A naked man, void of expression, holding a contorted baby doll upside down? Yup, totally normal…
Not necessarily the sp00kiest album cover you’ll ever see, but at the time was definitely more harrowing than your average album artwork. Just look at that dark figure in the foreground and the ominous house in the background. This caused the band to be dubbed satanist and attracts fans of the occult to boot, with the cover certainly contributing to their new reputation.
When A Blaze In The Northern Sky was released in 1991 – it became a pivotal album, breaking away from the brutal sounding Death Metal that was popular in metal at the time to a completely cold and eerie take on extreme music. The album would be considered as the first Norwegian Black Metal album.
Not just breaking ground musically the band abandoned the painted, colourful covers that you’d see on metal albums and went for a grainy, black and white photograph of guitarist Zephyrous; in corpsepaint, in the dark looking nothing short of a ghost. One can only imagine how this would have stood out sitting on a record shelf amongst the other bright album covers.
Described by Justin Moran as “one-part insect, one-part alien and one-part satan”, the mutant that stares blankly into the beholder’s eyes on Arca‘s sophomore LP is simultaneously stunning and startling. Resembling something out of an SCP Foundation short story, everything about this monstrous creation gives off a weird essence, from the black, devilish horns to the rubbery red texture of its body.
An album cover that by itself is pretty odd but becomes all the more apt and eerie when brought into context. On the 13th of November 2004, John Balance fell from a two-story balcony, killing him at the age of 42. The twisted up, unusual shape of the figure in this artwork’s body, along with the bloody red that covers the face and torso, resemble injuries that such a death would cause, leading this to be subtle but spooky nonetheless.
Look at it. Just fucking look at it. If the thought of our mechanical spawn rising up and instigating their physical and intellectual superiority via the controlling of our political leaders like pulling the strings of decrepit, dancing puppets doesn’t terrify you, then listen to the content inside… IF YOU DARE.

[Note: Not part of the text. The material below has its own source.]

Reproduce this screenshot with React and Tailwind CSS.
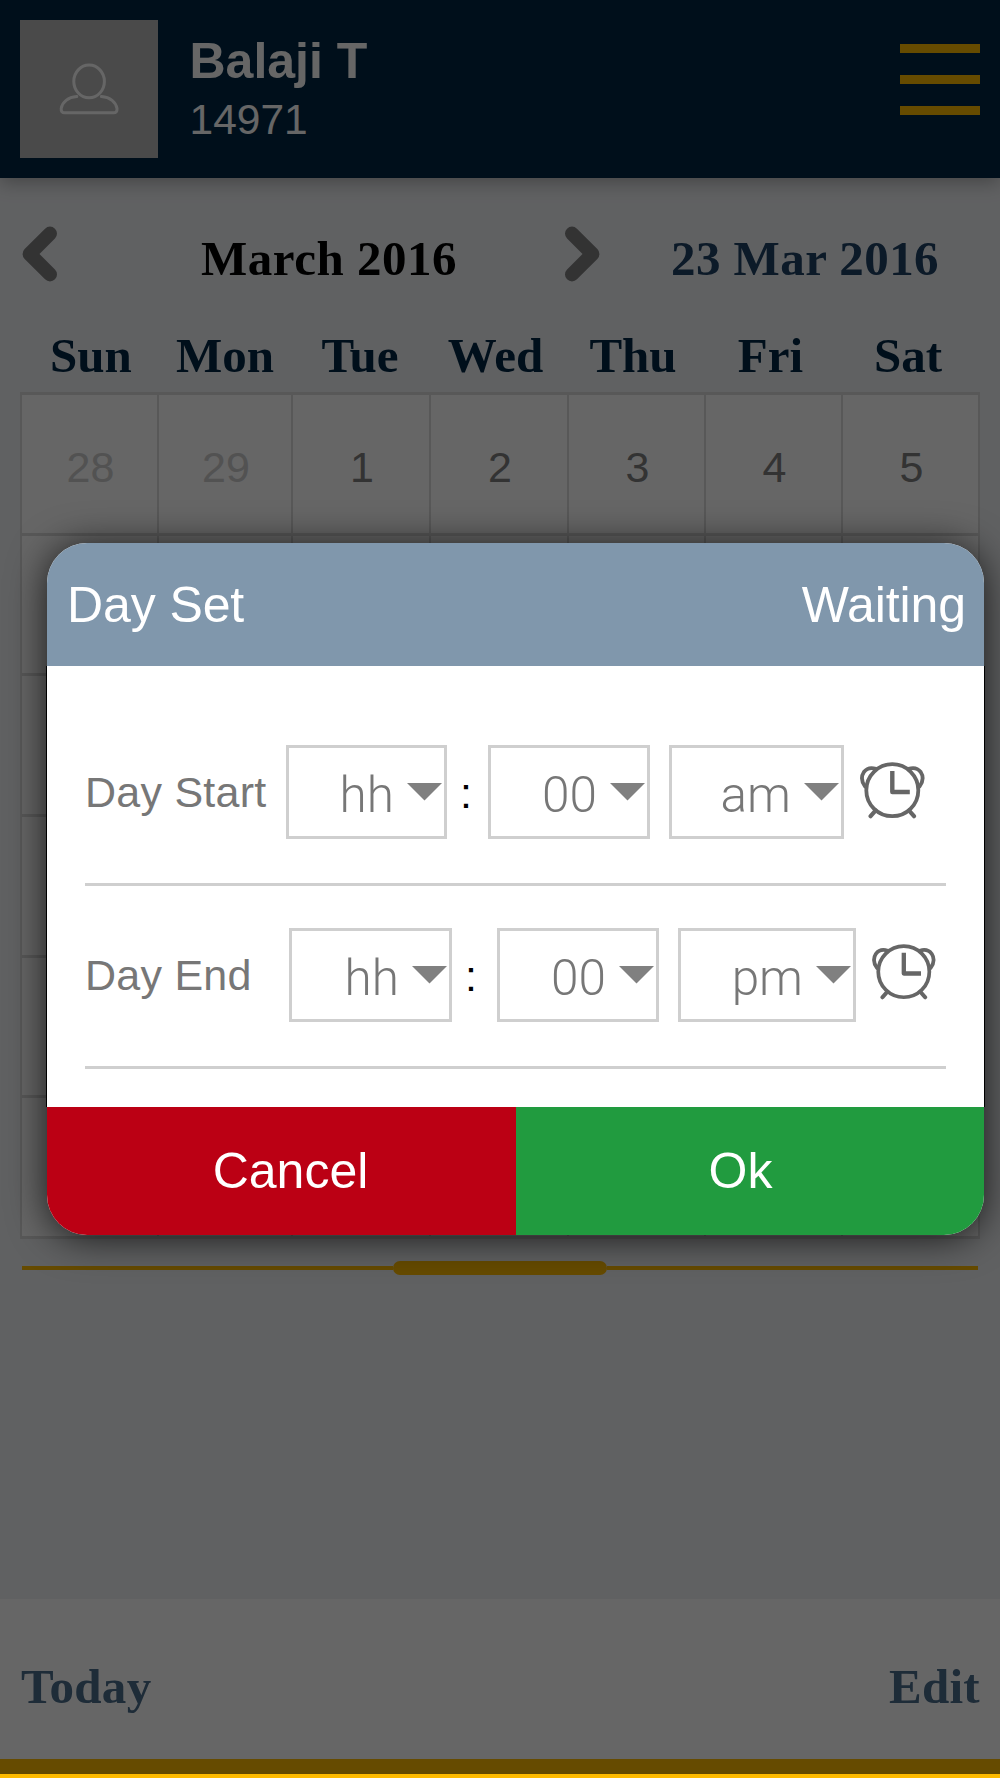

Six degrees of separation time: Jamie Stewart of Xiu Xiu considers Peter Sotos, this album’s creator, as a major influence of theirs! While the artwork itself is nothing horrifying, much like the Coil cover it is given new life when some info is brought to the table. Now Peter Sotos is a bit of a weird one: in his books, Sotos examines sadistic sexual criminals and sexually violent pornography, particularly involving…children.
It’s all in order to examine media hypocrisy on such issues but it doesn’t make it any less chilling and the way this album is constructed is quite sick: Buyers Market consists of sound collages of spoken word samples from parents, law-enforcement officers, and victims of sex crimes. Of course, this is for far more than shock value but looking at the face on this cover, it’s hard not to see it in a new light when you find this out.
Kinda self-explanatory this one: a naked man hanging himself in what may be the most bare-bones room imaginable reeks of misery.
You know that way when you see something that looks so simple that it’s just kinda offputting? This Jandek record has a cover that fits that description perfectly: people other than myself have pointed out just how there’s some sort of aura about this artwork that makes them feel…uneasy. The album itself is out of tune and feels like it could have been crafted by a deluded individual, a kind of unnerving charm I guess, but even without listening to it, there’s an undeniable offness about this artwork.